I was also thinking that perhaps those students were offended by our minyan because once u try as hard as possile to make an in-offensive mechitza u are saying and reminding people that it's offensive. These mechitzas can be seen as condescending. Also, maybe a significant mechitza (especially the kind that are in the back of the shul) allow some woman to feel more comfortable because it allows them to feel like thay have their own service and not almost part of the congregation which is the message that a little mechitza can send. This was at least the feeling of a friend of mine who davened at the Yakar minyan who liked the mechtiza set up (mechitza in the back).

Can't forget about the women who grew up davening in shuls w/o mechitzas and can't stand it, but do it anyways b/c they're "orthodox" and those who avoid davening in a shul with a mechitza at all costs.
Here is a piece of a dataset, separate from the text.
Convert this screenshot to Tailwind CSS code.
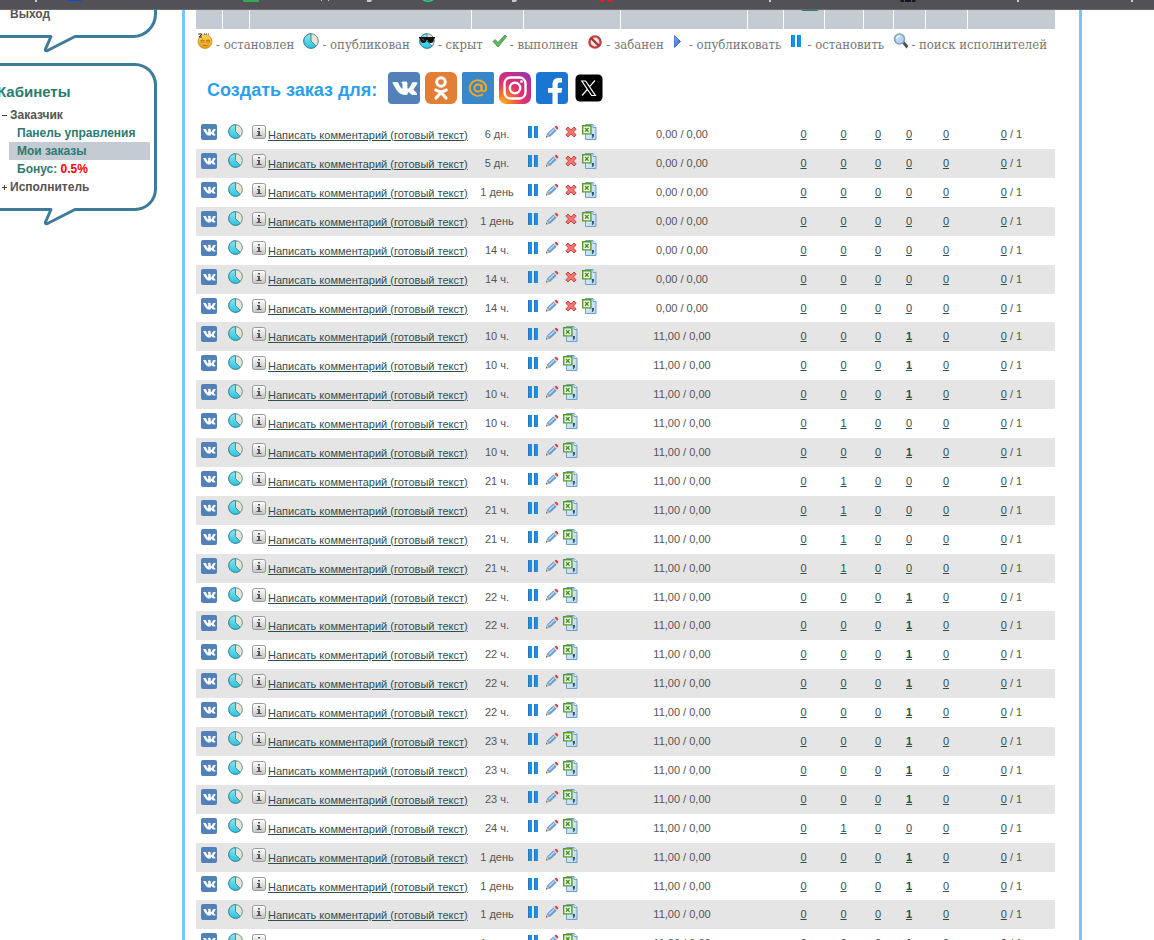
<!DOCTYPE html>
<html lang="ru">
<head>
<meta charset="utf-8">
<title>Мои заказы</title>
<script src="https://cdn.jsdelivr.net/npm/@tailwindcss/browser@4"></script>
</head>
<body class="bg-white font-['Liberation_Sans',Arial,sans-serif] text-[#555555]">

<svg class="absolute size-0" aria-hidden="true">
  <defs>
    <linearGradient id="gPie" x1="0" y1="0" x2="0" y2="1"><stop offset="0" stop-color="#8ce4f2"/><stop offset="1" stop-color="#2cc3e2"/></linearGradient>
    <linearGradient id="gInfo" x1="0" y1="0" x2="0" y2="1"><stop offset="0" stop-color="#ffffff"/><stop offset="1" stop-color="#c4c4c4"/></linearGradient>
    <linearGradient id="gPlay" x1="0" y1="0" x2="1" y2="1"><stop offset="0" stop-color="#8fc4f5"/><stop offset="1" stop-color="#1450b4"/></linearGradient>
    <linearGradient id="gFace" x1="0" y1="0" x2="0" y2="1"><stop offset="0" stop-color="#ffd75a"/><stop offset="1" stop-color="#e69a14"/></linearGradient>
    <linearGradient id="gDoc" x1="0" y1="0" x2="1" y2="1"><stop offset="0" stop-color="#e8f3fb"/><stop offset="1" stop-color="#b5d5ee"/></linearGradient>
    <radialGradient id="gIg" cx="0.1" cy="1" r="1.3"><stop offset="0" stop-color="#ffb52e"/><stop offset="0.2" stop-color="#fa7e2a"/><stop offset="0.5" stop-color="#e2306c"/><stop offset="0.75" stop-color="#c22e8c"/><stop offset="1" stop-color="#8a3ab9"/></radialGradient>
  </defs>
  <symbol id="vk" viewBox="0 0 32 32">
    <rect width="32" height="32" rx="4" fill="#5181b8"/>
    <path fill="#fff" d="M5 10h4.200q.8 0 1.100.8c1 2.600 2.300 5 3.300 5.600.7.300.9-.2.900-1.500v-2.200c0-1.400-.5-1.700-1.500-2q.7-1.200 3.200-1.200h1.700q1.500.2 1.500 1.700v4.600c0 .9.500 1.200 1.200.6 1.200-1.100 2.300-3.200 3.100-5.200q.4-1 1.300-1h3.600q1.200.2.600 1.500c-.8 1.700-2.300 3.600-3.300 4.800q-.7.900.1 1.800c1.100 1.100 2.400 2.200 3 3.400q.5 1.300-1 1.300h-3.300c-1.100 0-1.700-.8-2.900-2-1.200-1.200-2.100-1-2.200.4v.5q-.1 1.100-1.200 1.100h-1.500c-3.600 0-6.300-1.900-8.500-5.200C6.800 15.200 5.400 12.500 4.600 11q-.3-.8.400-1z"/>
  </symbol>
  <symbol id="pie" viewBox="0 0 16 16">
    <circle cx="8" cy="8" r="7.300" fill="#e9e4d2" stroke="#5a9090" stroke-width="1"/>
    <path fill="url(#gPie)" stroke="#2f8390" stroke-width=".9" d="M8 .8V8l5 5.200A7.200 7.200 0 1 1 8 .8z"/>
  </symbol>
  <symbol id="info" viewBox="0 0 14 14">
    <rect x=".5" y=".5" width="13" height="13" rx="2" fill="url(#gInfo)" stroke="#999"/>
    <path fill="#555" d="M6 3h2v1.500H6zM5 6h3v4h1.500v1h-5v-1H6V7H5z"/>
  </symbol>
  <symbol id="pause" viewBox="0 0 12 12">
    <path fill="#1093f5" d="M0 0h4v12H0zM6 0h4v12H6z"/><path fill="#2a74b8" d="M0 0h1v12H0zM6 0h1v12H6z"/>
  </symbol>
  <symbol id="pencil" viewBox="0 0 14 14">
    <path d="M1.500 12l1.200-3.500L8.500 3l2.600 2.600L5.300 11z" fill="#6ba6dd" stroke="#4a7eb5" stroke-width=".8"/>
    <path d="M3.800 9.300L9.200 4.100" stroke="#c2def5" stroke-width="1.300"/>
    <path d="M8.500 2.800l1-1 3 3-1 1z" fill="#d5dbe3"/>
    <path d="M9.500 1.800l1-.9q.6-.4 1.200.1l1.400 1.500q.4.600 0 1.200l-.9 1.100z" fill="#dc4048"/>
    <path d="M1.200 12.300l.9-3 2.400 2.300z" fill="#e6c596"/><path d="M1 12.500l.4-1.500 1.100 1z" fill="#444"/>
  </symbol>
  <symbol id="cross" viewBox="0 0 12 12">
    <path d="M3 1l3 3 3-3 2.200 2.200L8.300 6l2.900 2.800L9 11 6 8l-3 3L.8 8.800 3.700 6 .8 3.200z" fill="#ee7774" stroke="#cf4444" stroke-width="1"/>
  </symbol>
  <symbol id="xls" viewBox="0 0 16 16">
    <path d="M3.500.5h7.500l3 3v12H3.500z" fill="url(#gDoc)" stroke="#6fa0c8"/>
    <path d="M11 .5v3h3" fill="#fff" stroke="#6fa0c8"/>
    <path d="M.7 1.700h8.200v8.200H.7z" fill="#f3faea" stroke="#579a2b" stroke-width="1.400"/>
    <path d="M3 4l3.600 3.800M6.600 4L3 7.800" stroke="#4b8f28" stroke-width="1.300"/>
    <path d="M9.900 10h2v2.500l-1.600 1.700-.6-.5.900-1.200h-.7z" fill="#29507c"/>
  </symbol>
</svg>

<div class="relative flex h-screen overflow-hidden">

  <!-- bottom edge of the bookmarks bar -->
  <div class="absolute inset-x-0 top-0 z-10 h-[10px] border-b border-[#6b6a6e] bg-[#525156]">
    <svg class="block" width="1154" height="4" viewBox="0 0 1154 4" aria-hidden="true">
      <g fill="#c9c9cc"><path d="M35 0h2v2h-2zM321 0h1v1h-1zM328 0h1v1h-1zM367 0h5l-1 2h-4zM512 0h5l-1 2h-4zM769 0h2v2h-2zM1017 0h2v2h-2zM1131 0h2v2h-2z"/></g>
      <path d="M66 0h16q0 1-1.500 1H68q-2 0-2-1z" fill="#0a4be0"/>
      <path d="M243 0h16v1q0 1-1 1h-14q-1 0-1-1z" fill="#34a853"/>
      <path d="M422 0q6 4 12 0h-3q-3 1-6 0z" fill="#25d98b"/>
      <path d="M599 0h4l2 2h-3q-2 0-3-2zM607 0h4l3 2h-4q-2 0-3-2z" fill="#e3202c"/>
      <path d="M900 0h4v2h-3zM905 0h6v2h-6zM912 0h4l-1 2h-3z" fill="#15142a"/>
    </svg>
  </div>

  <aside class="w-[182px] shrink-0 text-xs leading-[18px] font-bold">
    <section class="relative h-[38px] w-[157px] rounded-br-[24px] border-r-[3px] border-b-[3px] border-[#3d7b98] pt-[5px] pl-[10px]">
      <a href="#" class="block">Выход</a>
      <svg class="absolute top-[34px] left-[42px] block" width="36" height="20" viewBox="0 0 36 20" aria-hidden="true">
        <path d="M9.500 0H33v3L5 17z" fill="#fff"/><path d="M0 2.500h9L3.500 15q-.6 2.500 2 1.500L33 2.500h3" fill="none" stroke="#3d7b98" stroke-width="3" stroke-linejoin="round"/>
      </svg>
    </section>

    <nav class="relative mt-[25px] h-[148px] w-[157px] rounded-r-[22px] border-y-[3px] border-r-[3px] border-[#3d7b98] pt-[17px]">
      <h2 class="-ml-[3px] text-[15px] leading-[18px] text-[#2d7a6e]">Кабинеты</h2>
      <a href="#" class="mt-[5px] flex items-center pl-[2px]">
        <svg class="mr-[3px]" width="5" height="5" aria-hidden="true"><path d="M0 2h5v1H0z" fill="#444"/></svg>Заказчик</a>
      <a href="#" class="block pl-[17px] text-[#2d7a6e]">Панель управления</a>
      <a href="#" class="mr-1 ml-[9px] block bg-[#c5cbd3] pl-2 text-[#2d7a6e]">Мои заказы</a>
      <a href="#" class="block pl-[17px] text-[#2d7a6e]">Бонус: <span class="text-[#ff0000]">0.5%</span></a>
      <a href="#" class="flex items-center pl-[2px]">
        <svg class="mr-[3px]" width="5" height="5" aria-hidden="true"><path d="M0 2h5v1H0zM2 0h1v5H2z" fill="#444"/></svg>Исполнитель</a>
      <svg class="absolute top-[141px] left-[42px] block" width="36" height="20" viewBox="0 0 36 20" aria-hidden="true">
        <path d="M9.500 0H33v3L5 17z" fill="#fff"/><path d="M0 2.500h9L3.500 15q-.6 2.500 2 1.500L33 2.500h3" fill="none" stroke="#3d7b98" stroke-width="3" stroke-linejoin="round"/>
      </svg>
    </nav>
  </aside>

  <main class="mr-[72px] min-w-0 flex-1 border-x-[3px] border-[#78c6fa] pr-6 pl-[11px]">
    <table class="w-full table-fixed border-separate border-spacing-0 text-[11px] leading-[13px]">
      <colgroup>
        <col class="w-[27px]"><col class="w-[27px]"><col class="w-[222px]"><col class="w-[52px]"><col class="w-[97px]"><col class="w-[127px]"><col class="w-[36px]"><col class="w-[41px]"><col class="w-[39px]"><col class="w-[30px]"><col class="w-[32px]"><col class="w-[42px]"><col class="w-[87px]">
      </colgroup>
      <thead>
        <tr class="h-[29px] bg-[#c5cbd3]" id="head"></tr>
      </thead>
      <tbody>
        <tr>
          <td colspan="13" class="h-[31px] p-0 align-top">
            <ul class="flex justify-between pt-1 pr-2 pl-[1px] font-['DejaVu_Serif_Condensed','DejaVu_Serif',serif] text-[13px] leading-[24px] whitespace-nowrap text-[#777777]">
              <li class="flex gap-[3px]"><svg width="16" height="16" viewBox="0 0 16 16" aria-hidden="true"><circle cx="8" cy="8.500" r="7" fill="url(#gFace)" stroke="#c98a1c" stroke-width=".8"/><path d="M1 1h4L2 4h3" fill="none" stroke="#333"/><path d="M7 1h1M9 1h1M11 1h1" stroke="#444"/><path d="M3.500 8q2-2 4 0M9 8q2-2 4 0" stroke="#a46a10" fill="none"/><path d="M3.500 9h4M9 9h4M6 12.500h4.500" stroke="#b87d1c"/></svg>- остановлен</li>
              <li class="flex gap-[3px]"><svg width="16" height="16" aria-hidden="true"><use href="#pie"/></svg>- опубликован</li>
              <li class="flex gap-[3px]"><svg width="16" height="16" viewBox="0 0 16 16" aria-hidden="true"><use href="#pie" width="16" height="16"/><path d="M0 4h16v1.500h-1q0 4.500-3.500 4.500Q8.600 9.500 8.500 7h-1q-.2 3-3 3Q1.300 10 1 5.500H0z" fill="#111"/><path d="M3 5.500l2 2" stroke="#777"/></svg>- скрыт</li>
              <li class="flex gap-[2px]"><svg width="16" height="16" viewBox="0 0 16 16" aria-hidden="true"><path d="M1 8.500L3 6.500l3 3L13 2l1.700 1.500L6 14z" fill="#5cb85c" stroke="#3a8f43" stroke-width=".8"/></svg>- выполнен</li>
              <li class="flex gap-[3px]"><svg width="16" height="16" viewBox="0 0 16 16" aria-hidden="true"><circle cx="8" cy="9" r="5.600" fill="#f3e9e9" stroke="#c2403f" stroke-width="2.400"/><path d="M4 5l8 8" stroke="#a83232" stroke-width="2.400"/></svg>- забанен</li>
              <li class="flex gap-[2px]"><svg width="14" height="16" viewBox="0 0 14 16" aria-hidden="true"><path d="M1.500 2.500l6 6-6 6z" fill="url(#gPlay)" stroke="#2a62b8" stroke-width=".8"/></svg>- опубликовать</li>
              <li class="flex gap-[3px]"><svg width="14" height="16" viewBox="0 0 14 16" aria-hidden="true"><use href="#pause" x="1" y="2" width="12" height="12"/></svg>- остановить</li>
              <li class="flex gap-[2px]"><svg width="16" height="16" viewBox="0 0 16 16" aria-hidden="true"><path d="M9 10l2-2 4.500 5-2 2.500z" fill="#50505a"/><circle cx="6.500" cy="6" r="5" fill="#b4d6f7" stroke="#8a9bc0" stroke-width="1.600"/><path d="M3.500 5.500q1-2.500 3.500-2.500" stroke="#fff" fill="none" stroke-width="1.300"/></svg>- поиск исполнителей</li>
            </ul>
          </td>
        </tr>
        <tr>
          <td colspan="13" class="h-[60px] p-0 pt-3 align-top">
            <div class="flex items-center gap-[5px] pl-[11px]">
              <h1 class="mr-[6px] pt-1 text-lg leading-7 font-bold text-[#2b9fee]">Создать заказ для:</h1>
              <a href="#" aria-label="ВКонтакте"><svg class="block" width="32" height="32"><use href="#vk"/></svg></a>
              <a href="#" aria-label="Одноклассники"><svg class="block" width="32" height="32" viewBox="0 0 32 32"><rect width="32" height="32" rx="6" fill="#e27e35"/><circle cx="16" cy="10" r="4.300" fill="none" stroke="#fff" stroke-width="3"/><path d="M10.800 18q5.200 3.200 10.400 0M16 20.500L11 26M16 20.500L21 26" fill="none" stroke="#fff" stroke-width="3.200" stroke-linecap="round"/></svg></a>
              <a href="#" aria-label="Мой мир"><svg class="block" width="32" height="32" viewBox="0 0 32 32"><rect width="32" height="32" rx="1.500" fill="#3788c8"/><circle cx="16" cy="16" r="3.600" fill="none" stroke="#f2a526" stroke-width="2"/><path d="M19.600 12.200V17q.3 2.400 2.300 2.400 2.300-.4 2.300-3.400a8.200 7.800 0 1 0-3.200 6.200" fill="none" stroke="#f2a526" stroke-width="1.900"/></svg></a>
              <a href="#" aria-label="Instagram"><svg class="block" width="32" height="32" viewBox="0 0 32 32"><rect width="32" height="32" rx="7" fill="url(#gIg)"/><rect x="5.500" y="5.500" width="21" height="21" rx="6" fill="none" stroke="#fff" stroke-width="2.400"/><circle cx="16" cy="16" r="5.200" fill="none" stroke="#fff" stroke-width="2.400"/><circle cx="22.500" cy="9.600" r="1.400" fill="#fff"/></svg></a>
              <a href="#" aria-label="Facebook"><svg class="block" width="32" height="32" viewBox="0 0 32 32"><rect width="32" height="32" rx="4" fill="#1976d2"/><path d="M16.500 32V20.700H12V16h4.500v-3.500C16.500 8 19 6 22.500 6H26v4.500h-2.300q-2 0-2 2V16h4.500l-.7 4.700h-3.800V32z" fill="#fff"/></svg></a>
              <a href="#" aria-label="X"><svg class="block" width="32" height="32" viewBox="0 0 32 32"><rect x="2.500" y="2.500" width="27" height="27" rx="4.500" fill="#000"/><path d="M8.800 9h3.800l9.800 14.500h-3.800zM22 8.500l-5.400 6.200M14.700 17L9 23.500" fill="none" stroke="#fff" stroke-width="1.200"/></svg></a>
            </div>
          </td>
        </tr>
      </tbody>
      <tbody id="orders"></tbody>
    </table>
  </main>
</div>

<script>
  const head = document.getElementById('head');
  for (let i = 0; i < 13; i++) {
    const mark = i === 7 ? '<div class="mr-1 ml-auto h-[11px] w-5 rounded-b-sm bg-[#2d7a6e]"></div>' : '';
    head.insertAdjacentHTML('beforeend', `<th scope="col" class="border-r border-white p-0 align-top last:border-r-0">${mark}</th>`);
  }

  // [age, one letter per row]; n = no budget, d = done, w = in work
  const groups = [
    ['6 дн.', 'n'], ['5 дн.', 'n'], ['1 день', 'nn'], ['14 ч.', 'nnn'],
    ['10 ч.', 'ddd'], ['10 ч.', 'wd'], ['21 ч.', 'wwww'], ['22 ч.', 'ddddd'],
    ['23 ч.', 'ddd'], ['24 ч.', 'w'], ['1 день', 'dddd']
  ];
  const orders = groups.flatMap(([age, states]) => [...states].map(state => ({ age, state })));
  const icon = (id, w, h, cls = '') => `<svg class="block ${cls}" width="${w}" height="${h}" aria-hidden="true"><use href="#${id}"/></svg>`;
  const link = (v, cls = '') => `<a href="#" class="text-[#2f4f4f] underline ${cls}">${v}</a>`;
  const btn = (label, svg) => `<button type="button" aria-label="${label}" class="block">${svg}</button>`;

  document.getElementById('orders').innerHTML = orders.map(({ age, state }, i) => {
    const counts = [0, state === 'w' ? 1 : 0, 0, state === 'd' ? 1 : 0, 0];
    return `<tr class="${i % 10 === 6 ? 'h-[28px]' : 'h-[29px]'} even:bg-[#e5e5e5] text-center">
      <td class="p-0 pt-1 pl-[5px] align-top">${icon('vk', 16, 16)}</td>
      <td class="p-0 pt-1 pl-[5px] align-top">${icon('pie', 15, 15)}</td>
      <td class="p-0 pt-[5px] pl-[2px] align-top"><div class="flex gap-[2px] whitespace-nowrap">${icon('info', 14, 14)}<div class="pt-1">${link('Написать комментарий (готовый текст)')}</div></div></td>
      <td class="p-0 pr-[2px]">${age}</td>
      <td class="p-0 pt-1 pl-1 align-top"><div class="flex items-start">
        ${btn('Остановить', icon('pause', 12, 12, 'mt-[2px] mr-[5px]'))}
        ${btn('Изменить', icon('pencil', 14, 14, 'mt-[1px] mr-1'))}
        ${state === 'n' ? btn('Удалить', icon('cross', 12, 12, 'mt-[2px] mr-[5px] ml-[2px]')) : ''}
        ${btn('Экспорт', icon('xls', 16, 16))}
      </div></td>
      <td class="p-0 pr-[5px]">${state === 'n' ? '0,00' : '11,00'} / 0,00</td>
      <td class="p-0"></td>
      ${counts.map((v, c) => `<td class="p-0 pr-[2px]">${link(v, v && c === 3 ? 'font-bold' : '')}</td>`).join('')}
      <td class="p-0">${link(0)} / 1</td>
    </tr>`;
  }).join('');
</script>
</body>
</html>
I would like to hear peoples' thoughts about this issue from an emotional (personal) and sociological perspective and not a halachic perspective. My speculation into how women feel about various mechitzas is just that ---specualtion. It maybe very off. The halachic argument is not what interests me here and I think that it is fitting for a different kind of forum ( I personally believe the issue is not primarily a halachic one).